▶ **EXERCISE OBJECTIVE**
Show every line containing "React" by copying it.
---------- DATASET SECTION
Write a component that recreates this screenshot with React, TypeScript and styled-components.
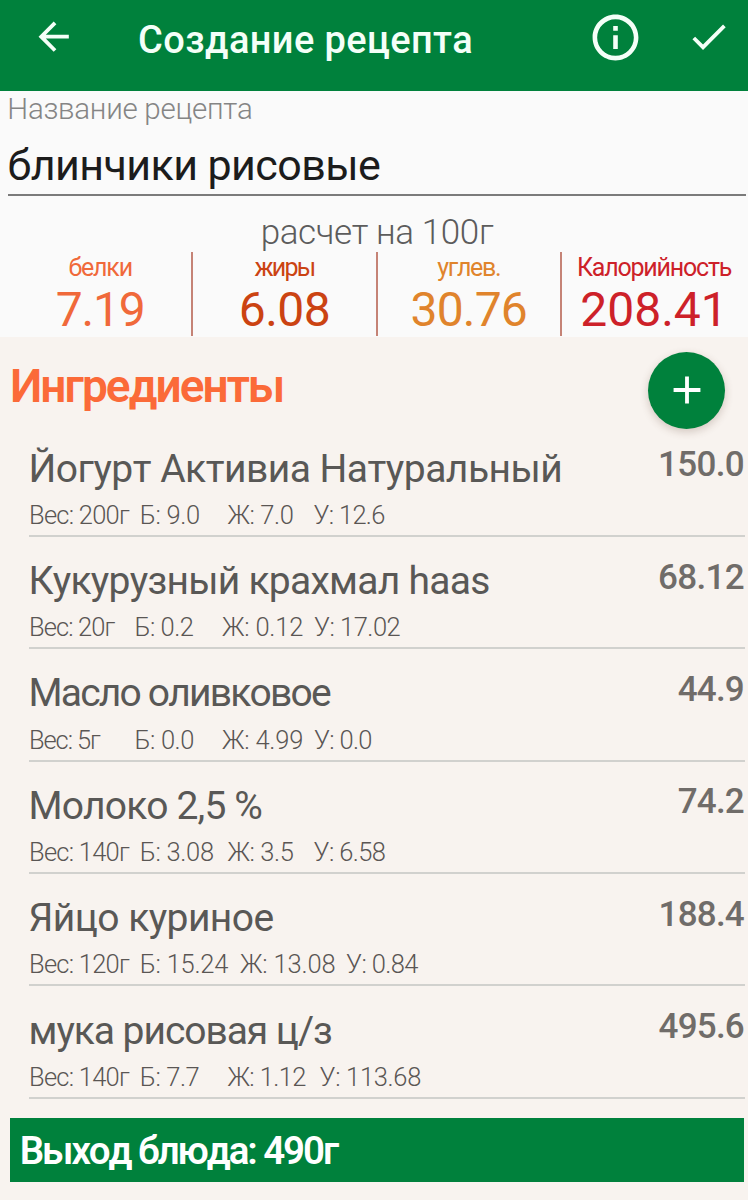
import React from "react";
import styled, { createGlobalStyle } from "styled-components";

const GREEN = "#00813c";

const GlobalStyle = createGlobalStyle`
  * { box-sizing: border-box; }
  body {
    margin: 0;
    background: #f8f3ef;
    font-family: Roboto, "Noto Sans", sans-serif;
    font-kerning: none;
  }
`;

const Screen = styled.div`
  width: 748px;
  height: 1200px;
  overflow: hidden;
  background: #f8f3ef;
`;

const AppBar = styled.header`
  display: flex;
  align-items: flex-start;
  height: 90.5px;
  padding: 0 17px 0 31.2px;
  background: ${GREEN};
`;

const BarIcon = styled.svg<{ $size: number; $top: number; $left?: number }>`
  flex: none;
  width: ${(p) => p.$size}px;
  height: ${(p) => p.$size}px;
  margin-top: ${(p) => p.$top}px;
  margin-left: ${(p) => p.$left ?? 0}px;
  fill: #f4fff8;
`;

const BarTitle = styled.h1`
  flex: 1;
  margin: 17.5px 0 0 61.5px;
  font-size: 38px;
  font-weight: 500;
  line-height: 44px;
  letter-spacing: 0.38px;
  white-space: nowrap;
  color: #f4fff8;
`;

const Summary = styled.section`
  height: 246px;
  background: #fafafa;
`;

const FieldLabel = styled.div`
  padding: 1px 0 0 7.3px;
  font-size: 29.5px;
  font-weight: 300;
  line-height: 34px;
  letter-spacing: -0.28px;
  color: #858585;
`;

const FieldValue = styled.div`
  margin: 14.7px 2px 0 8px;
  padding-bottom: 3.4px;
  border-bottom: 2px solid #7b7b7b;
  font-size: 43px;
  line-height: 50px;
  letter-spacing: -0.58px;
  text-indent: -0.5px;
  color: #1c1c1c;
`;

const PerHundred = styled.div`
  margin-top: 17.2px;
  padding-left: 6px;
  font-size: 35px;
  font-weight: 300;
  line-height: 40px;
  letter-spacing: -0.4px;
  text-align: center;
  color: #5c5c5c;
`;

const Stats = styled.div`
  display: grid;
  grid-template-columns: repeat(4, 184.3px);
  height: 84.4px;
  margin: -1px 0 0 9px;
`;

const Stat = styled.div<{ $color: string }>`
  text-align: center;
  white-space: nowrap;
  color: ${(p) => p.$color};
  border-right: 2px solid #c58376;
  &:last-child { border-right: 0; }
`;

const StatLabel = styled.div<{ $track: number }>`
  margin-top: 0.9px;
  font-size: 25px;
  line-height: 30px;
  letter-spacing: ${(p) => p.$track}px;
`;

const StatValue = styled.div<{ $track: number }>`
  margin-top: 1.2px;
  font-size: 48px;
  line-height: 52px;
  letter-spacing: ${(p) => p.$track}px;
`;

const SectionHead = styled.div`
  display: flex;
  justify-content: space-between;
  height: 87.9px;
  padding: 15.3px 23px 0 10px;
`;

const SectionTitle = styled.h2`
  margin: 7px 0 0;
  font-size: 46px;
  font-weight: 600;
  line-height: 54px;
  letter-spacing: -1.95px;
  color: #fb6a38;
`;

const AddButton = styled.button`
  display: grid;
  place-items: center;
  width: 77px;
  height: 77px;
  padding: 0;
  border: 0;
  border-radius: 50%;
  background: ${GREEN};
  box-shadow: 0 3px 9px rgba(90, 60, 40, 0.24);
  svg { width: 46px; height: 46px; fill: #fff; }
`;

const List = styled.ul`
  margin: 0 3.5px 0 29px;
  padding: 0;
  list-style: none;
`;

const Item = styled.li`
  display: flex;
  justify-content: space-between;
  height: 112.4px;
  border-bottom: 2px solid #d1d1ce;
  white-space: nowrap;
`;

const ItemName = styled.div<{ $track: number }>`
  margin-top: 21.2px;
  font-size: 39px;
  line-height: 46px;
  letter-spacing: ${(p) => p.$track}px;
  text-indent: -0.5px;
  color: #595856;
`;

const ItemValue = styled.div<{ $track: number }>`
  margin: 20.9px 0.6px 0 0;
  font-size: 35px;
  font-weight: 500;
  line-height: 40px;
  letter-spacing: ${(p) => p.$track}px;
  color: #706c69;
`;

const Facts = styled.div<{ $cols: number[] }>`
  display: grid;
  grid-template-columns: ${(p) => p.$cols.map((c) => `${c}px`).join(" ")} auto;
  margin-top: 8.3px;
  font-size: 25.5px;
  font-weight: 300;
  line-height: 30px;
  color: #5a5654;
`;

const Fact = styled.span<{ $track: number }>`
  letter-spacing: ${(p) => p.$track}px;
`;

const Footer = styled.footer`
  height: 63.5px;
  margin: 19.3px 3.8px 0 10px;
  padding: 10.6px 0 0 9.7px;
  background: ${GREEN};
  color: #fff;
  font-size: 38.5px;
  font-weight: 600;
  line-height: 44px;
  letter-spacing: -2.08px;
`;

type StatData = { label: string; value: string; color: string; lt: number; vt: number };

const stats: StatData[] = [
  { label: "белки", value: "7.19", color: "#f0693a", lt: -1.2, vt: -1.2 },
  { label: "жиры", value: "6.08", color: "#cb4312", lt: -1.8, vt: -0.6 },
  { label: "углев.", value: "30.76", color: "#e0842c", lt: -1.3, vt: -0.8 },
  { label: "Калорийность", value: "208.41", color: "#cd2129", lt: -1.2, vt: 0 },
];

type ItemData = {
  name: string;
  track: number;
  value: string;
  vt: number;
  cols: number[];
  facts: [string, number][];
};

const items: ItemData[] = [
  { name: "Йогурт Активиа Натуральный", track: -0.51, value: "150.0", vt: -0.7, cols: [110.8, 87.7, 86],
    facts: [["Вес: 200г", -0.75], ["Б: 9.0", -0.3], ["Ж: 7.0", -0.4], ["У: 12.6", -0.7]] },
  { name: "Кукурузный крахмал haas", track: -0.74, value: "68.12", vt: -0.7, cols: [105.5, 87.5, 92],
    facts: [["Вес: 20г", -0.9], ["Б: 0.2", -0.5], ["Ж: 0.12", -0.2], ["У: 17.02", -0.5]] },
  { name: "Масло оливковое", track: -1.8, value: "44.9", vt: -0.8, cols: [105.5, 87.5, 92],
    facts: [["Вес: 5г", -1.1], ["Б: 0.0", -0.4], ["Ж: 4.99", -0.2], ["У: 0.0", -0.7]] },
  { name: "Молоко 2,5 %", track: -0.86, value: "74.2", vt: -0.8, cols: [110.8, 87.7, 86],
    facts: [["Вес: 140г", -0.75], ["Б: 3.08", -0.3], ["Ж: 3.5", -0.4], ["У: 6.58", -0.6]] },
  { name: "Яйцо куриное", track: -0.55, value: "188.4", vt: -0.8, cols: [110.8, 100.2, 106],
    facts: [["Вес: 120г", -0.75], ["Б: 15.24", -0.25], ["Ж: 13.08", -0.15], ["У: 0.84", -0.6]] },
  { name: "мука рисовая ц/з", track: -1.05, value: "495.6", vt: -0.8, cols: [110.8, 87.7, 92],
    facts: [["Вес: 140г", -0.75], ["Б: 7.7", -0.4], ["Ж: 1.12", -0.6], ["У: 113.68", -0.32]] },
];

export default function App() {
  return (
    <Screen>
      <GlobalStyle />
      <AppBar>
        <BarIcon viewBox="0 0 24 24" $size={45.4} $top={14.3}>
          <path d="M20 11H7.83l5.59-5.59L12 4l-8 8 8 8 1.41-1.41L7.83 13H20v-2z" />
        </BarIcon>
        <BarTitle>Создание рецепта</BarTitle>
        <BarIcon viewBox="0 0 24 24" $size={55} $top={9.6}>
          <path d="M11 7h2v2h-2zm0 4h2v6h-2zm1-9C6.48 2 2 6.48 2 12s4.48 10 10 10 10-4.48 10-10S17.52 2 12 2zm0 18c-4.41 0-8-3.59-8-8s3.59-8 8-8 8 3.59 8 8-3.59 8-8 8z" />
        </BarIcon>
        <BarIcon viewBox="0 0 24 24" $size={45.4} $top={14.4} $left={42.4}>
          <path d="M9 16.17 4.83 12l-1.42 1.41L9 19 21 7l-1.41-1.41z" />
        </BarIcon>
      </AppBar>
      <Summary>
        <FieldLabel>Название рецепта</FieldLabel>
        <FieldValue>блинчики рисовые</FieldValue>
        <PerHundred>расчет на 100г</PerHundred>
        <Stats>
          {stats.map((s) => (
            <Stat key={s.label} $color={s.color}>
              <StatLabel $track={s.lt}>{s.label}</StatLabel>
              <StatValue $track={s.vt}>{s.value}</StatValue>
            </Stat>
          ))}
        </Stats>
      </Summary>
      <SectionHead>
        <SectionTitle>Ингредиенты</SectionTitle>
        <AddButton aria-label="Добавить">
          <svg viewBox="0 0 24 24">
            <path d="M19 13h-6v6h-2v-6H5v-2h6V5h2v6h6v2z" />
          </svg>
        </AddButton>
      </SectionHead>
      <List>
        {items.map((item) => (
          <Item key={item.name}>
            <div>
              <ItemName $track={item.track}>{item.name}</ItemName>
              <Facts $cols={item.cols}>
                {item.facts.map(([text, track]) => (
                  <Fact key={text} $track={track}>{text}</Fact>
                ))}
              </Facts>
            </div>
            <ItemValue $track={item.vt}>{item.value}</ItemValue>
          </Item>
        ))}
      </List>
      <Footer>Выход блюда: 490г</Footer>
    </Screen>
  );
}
--------------------
▶ **EXERCISE ANSWER**
Write a component that recreates this screenshot with React, TypeScript and styled-components.
import React from "react";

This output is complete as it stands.